W środę 10 września odbyło się spotkanie przedstawicieli liderów koalicji 15 października, na którym miały zostać podjęte ostateczne decyzje w sprawie redukcji liczby wiceministrów. To pokłosie lipcowej rekonstrukcji rządu, po której Donald Tusk zmniejszył liczebność swojego gabinetu o 5 ministrów.
„Docelowo plan jest taki, aby cały rząd, łącznie z ministrami i wiceministrami, wynosił maksymalnie 99 osób” – powiedział RMF jeden z informatorów.
Liczba wiceszefów resortów miała zostać zatem redukowana o 20 proc. Na wczorajsze (10 września) spotkanie koalicjantów, z gotową listą wiceministrów, którzy opuszczą rząd, przyszedł jedynie przewodniczący klubu Polska 2050 Paweł Śliz.
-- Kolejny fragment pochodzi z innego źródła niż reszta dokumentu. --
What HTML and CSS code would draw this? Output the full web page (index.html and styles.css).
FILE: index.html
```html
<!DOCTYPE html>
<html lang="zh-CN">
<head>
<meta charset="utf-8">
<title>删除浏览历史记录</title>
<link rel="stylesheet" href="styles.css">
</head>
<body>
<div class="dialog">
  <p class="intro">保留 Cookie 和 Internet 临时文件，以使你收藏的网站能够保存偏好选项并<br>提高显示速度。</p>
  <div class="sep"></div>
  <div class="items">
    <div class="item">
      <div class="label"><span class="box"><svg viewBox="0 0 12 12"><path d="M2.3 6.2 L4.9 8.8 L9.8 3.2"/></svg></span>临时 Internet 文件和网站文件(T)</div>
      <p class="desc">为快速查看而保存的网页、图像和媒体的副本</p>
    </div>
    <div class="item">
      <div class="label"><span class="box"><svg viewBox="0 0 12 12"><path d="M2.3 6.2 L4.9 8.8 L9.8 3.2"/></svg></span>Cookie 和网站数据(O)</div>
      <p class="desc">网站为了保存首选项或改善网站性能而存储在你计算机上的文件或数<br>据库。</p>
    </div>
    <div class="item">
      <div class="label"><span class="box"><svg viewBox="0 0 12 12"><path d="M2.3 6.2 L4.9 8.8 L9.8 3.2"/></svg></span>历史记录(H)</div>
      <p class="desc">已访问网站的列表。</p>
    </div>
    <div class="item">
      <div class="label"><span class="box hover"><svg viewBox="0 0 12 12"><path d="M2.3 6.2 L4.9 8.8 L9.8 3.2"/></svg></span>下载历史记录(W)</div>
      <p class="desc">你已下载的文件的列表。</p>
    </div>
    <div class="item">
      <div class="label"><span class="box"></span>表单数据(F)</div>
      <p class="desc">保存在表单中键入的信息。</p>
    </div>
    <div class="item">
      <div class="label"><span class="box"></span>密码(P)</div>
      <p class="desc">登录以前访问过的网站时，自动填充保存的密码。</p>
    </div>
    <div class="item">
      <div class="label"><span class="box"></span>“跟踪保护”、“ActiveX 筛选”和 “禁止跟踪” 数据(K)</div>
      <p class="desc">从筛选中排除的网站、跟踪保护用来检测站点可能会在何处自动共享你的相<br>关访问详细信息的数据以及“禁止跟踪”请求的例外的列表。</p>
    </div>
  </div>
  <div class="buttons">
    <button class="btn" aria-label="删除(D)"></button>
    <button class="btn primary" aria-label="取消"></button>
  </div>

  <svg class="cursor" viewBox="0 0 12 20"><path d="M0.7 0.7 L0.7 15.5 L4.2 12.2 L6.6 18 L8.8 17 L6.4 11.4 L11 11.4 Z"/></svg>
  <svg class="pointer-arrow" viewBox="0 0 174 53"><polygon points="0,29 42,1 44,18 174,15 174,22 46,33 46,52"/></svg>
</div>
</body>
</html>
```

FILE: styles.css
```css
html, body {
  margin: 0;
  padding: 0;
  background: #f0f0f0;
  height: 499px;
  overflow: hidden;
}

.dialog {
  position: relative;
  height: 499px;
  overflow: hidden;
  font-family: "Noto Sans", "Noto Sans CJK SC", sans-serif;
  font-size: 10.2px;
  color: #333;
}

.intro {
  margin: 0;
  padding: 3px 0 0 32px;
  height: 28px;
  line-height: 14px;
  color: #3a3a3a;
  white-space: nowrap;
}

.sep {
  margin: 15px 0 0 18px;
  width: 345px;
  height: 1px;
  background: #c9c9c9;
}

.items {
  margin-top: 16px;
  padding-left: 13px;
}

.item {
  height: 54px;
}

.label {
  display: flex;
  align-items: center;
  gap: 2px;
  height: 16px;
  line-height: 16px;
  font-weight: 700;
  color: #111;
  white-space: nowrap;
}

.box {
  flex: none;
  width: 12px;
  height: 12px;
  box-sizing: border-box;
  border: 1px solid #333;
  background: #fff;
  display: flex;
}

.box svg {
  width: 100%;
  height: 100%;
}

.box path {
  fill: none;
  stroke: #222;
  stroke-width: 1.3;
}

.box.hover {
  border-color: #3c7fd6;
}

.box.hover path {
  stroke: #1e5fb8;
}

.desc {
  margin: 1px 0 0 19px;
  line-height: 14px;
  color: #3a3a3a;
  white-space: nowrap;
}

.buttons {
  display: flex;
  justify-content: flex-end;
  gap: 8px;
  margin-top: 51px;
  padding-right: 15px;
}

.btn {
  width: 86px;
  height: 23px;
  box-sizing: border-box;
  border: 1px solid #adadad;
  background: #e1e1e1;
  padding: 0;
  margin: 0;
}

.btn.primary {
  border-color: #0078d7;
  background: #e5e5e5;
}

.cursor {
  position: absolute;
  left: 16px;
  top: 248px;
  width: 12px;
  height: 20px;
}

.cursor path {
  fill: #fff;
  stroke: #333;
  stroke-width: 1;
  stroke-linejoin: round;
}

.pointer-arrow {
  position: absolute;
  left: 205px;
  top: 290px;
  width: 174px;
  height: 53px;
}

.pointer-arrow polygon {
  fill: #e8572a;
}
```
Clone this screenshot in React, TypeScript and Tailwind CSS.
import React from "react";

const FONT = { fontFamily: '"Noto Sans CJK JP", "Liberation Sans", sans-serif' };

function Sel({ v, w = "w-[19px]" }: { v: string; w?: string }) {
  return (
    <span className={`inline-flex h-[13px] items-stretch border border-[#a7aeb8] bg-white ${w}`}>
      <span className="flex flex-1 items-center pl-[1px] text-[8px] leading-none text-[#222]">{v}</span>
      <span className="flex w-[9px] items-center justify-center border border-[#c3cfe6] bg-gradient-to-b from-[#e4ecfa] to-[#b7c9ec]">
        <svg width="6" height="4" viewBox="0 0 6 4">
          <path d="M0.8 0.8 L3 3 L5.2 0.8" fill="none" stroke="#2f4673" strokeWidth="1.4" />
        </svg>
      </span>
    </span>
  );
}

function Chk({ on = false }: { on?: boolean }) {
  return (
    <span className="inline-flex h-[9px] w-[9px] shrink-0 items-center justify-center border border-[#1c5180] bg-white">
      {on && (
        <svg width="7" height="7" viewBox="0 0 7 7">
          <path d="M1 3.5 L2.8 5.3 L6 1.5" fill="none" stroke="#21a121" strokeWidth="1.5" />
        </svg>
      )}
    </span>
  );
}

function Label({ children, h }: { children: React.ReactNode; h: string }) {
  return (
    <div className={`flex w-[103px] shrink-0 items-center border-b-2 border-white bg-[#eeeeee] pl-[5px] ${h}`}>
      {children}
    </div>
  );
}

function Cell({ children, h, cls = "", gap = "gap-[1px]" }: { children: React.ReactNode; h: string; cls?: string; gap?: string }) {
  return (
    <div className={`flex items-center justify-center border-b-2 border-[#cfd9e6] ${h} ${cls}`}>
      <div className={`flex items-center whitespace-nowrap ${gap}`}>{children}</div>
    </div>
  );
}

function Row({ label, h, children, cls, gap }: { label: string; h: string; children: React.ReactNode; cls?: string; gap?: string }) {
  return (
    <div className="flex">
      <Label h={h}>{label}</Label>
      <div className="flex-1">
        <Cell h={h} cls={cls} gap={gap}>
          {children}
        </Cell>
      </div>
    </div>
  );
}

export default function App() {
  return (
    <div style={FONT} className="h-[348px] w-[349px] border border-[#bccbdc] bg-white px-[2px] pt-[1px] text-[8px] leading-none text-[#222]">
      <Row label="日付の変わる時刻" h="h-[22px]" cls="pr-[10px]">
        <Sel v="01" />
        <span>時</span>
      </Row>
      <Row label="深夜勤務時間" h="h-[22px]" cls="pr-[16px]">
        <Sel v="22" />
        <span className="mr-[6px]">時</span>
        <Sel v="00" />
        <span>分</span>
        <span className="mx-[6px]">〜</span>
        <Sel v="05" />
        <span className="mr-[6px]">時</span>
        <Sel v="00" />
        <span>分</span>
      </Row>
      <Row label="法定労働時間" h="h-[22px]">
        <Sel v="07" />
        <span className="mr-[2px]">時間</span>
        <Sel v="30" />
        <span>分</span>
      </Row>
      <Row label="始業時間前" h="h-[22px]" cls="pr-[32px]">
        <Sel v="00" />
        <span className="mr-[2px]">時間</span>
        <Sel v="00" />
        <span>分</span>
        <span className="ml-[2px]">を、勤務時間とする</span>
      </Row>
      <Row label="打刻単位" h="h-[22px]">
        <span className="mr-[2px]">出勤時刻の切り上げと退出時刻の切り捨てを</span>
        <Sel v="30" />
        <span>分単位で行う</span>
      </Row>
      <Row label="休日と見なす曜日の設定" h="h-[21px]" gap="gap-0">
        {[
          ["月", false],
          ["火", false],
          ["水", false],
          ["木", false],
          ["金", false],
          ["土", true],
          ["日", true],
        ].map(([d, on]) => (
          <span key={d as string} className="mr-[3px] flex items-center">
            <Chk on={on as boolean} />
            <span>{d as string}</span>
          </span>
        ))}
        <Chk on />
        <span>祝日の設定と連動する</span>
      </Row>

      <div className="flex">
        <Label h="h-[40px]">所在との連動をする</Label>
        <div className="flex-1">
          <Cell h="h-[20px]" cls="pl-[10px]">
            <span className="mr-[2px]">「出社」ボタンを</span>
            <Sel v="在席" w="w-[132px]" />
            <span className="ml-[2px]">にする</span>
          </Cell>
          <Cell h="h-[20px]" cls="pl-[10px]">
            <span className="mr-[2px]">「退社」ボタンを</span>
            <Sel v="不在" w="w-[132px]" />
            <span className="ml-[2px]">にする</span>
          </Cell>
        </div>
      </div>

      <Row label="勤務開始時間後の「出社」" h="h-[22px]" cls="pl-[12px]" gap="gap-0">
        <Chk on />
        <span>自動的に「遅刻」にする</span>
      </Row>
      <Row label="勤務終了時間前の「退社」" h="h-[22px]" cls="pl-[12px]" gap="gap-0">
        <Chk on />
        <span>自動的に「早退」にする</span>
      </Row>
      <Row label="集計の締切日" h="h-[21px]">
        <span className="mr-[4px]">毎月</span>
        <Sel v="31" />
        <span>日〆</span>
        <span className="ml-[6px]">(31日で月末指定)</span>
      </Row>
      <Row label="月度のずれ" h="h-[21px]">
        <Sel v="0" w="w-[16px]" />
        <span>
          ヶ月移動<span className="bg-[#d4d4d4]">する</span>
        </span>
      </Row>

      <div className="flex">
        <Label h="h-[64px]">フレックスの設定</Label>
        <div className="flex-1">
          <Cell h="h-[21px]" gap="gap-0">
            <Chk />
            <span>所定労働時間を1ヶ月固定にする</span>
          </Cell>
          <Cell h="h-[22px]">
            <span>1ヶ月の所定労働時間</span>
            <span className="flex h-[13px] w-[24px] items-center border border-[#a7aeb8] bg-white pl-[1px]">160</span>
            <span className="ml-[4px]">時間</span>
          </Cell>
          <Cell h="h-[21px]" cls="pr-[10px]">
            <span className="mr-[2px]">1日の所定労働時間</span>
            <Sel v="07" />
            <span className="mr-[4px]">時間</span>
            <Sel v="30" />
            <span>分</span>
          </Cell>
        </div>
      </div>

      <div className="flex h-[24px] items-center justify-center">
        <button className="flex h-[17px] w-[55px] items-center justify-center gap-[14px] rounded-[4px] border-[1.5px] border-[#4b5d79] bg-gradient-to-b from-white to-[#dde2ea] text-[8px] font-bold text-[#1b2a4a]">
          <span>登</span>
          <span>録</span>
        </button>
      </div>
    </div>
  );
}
Na tej liście mają widnieć właśnie Łukasz Krasoń i Anna Radwan-Röhrenschef.
Pozostali koalicjanci (Lewica, PSL i Koalicja Obywatelska) jeszcze nie podjęli ostatecznych decyzji, który z nominowanych przez nich wiceministrów pożegna się ze stanowiskiem.
Do tej pory rezygnację ze swoich stanowisk złożyli związani z Polską 2050 wiceministrowie: Anna Mucha (ministerstwo edukacji), Zuzanna Rudzińska-Bluszcz (ministerstwo sprawiedliwości) oraz Maciej Duszczyk (MSWiA).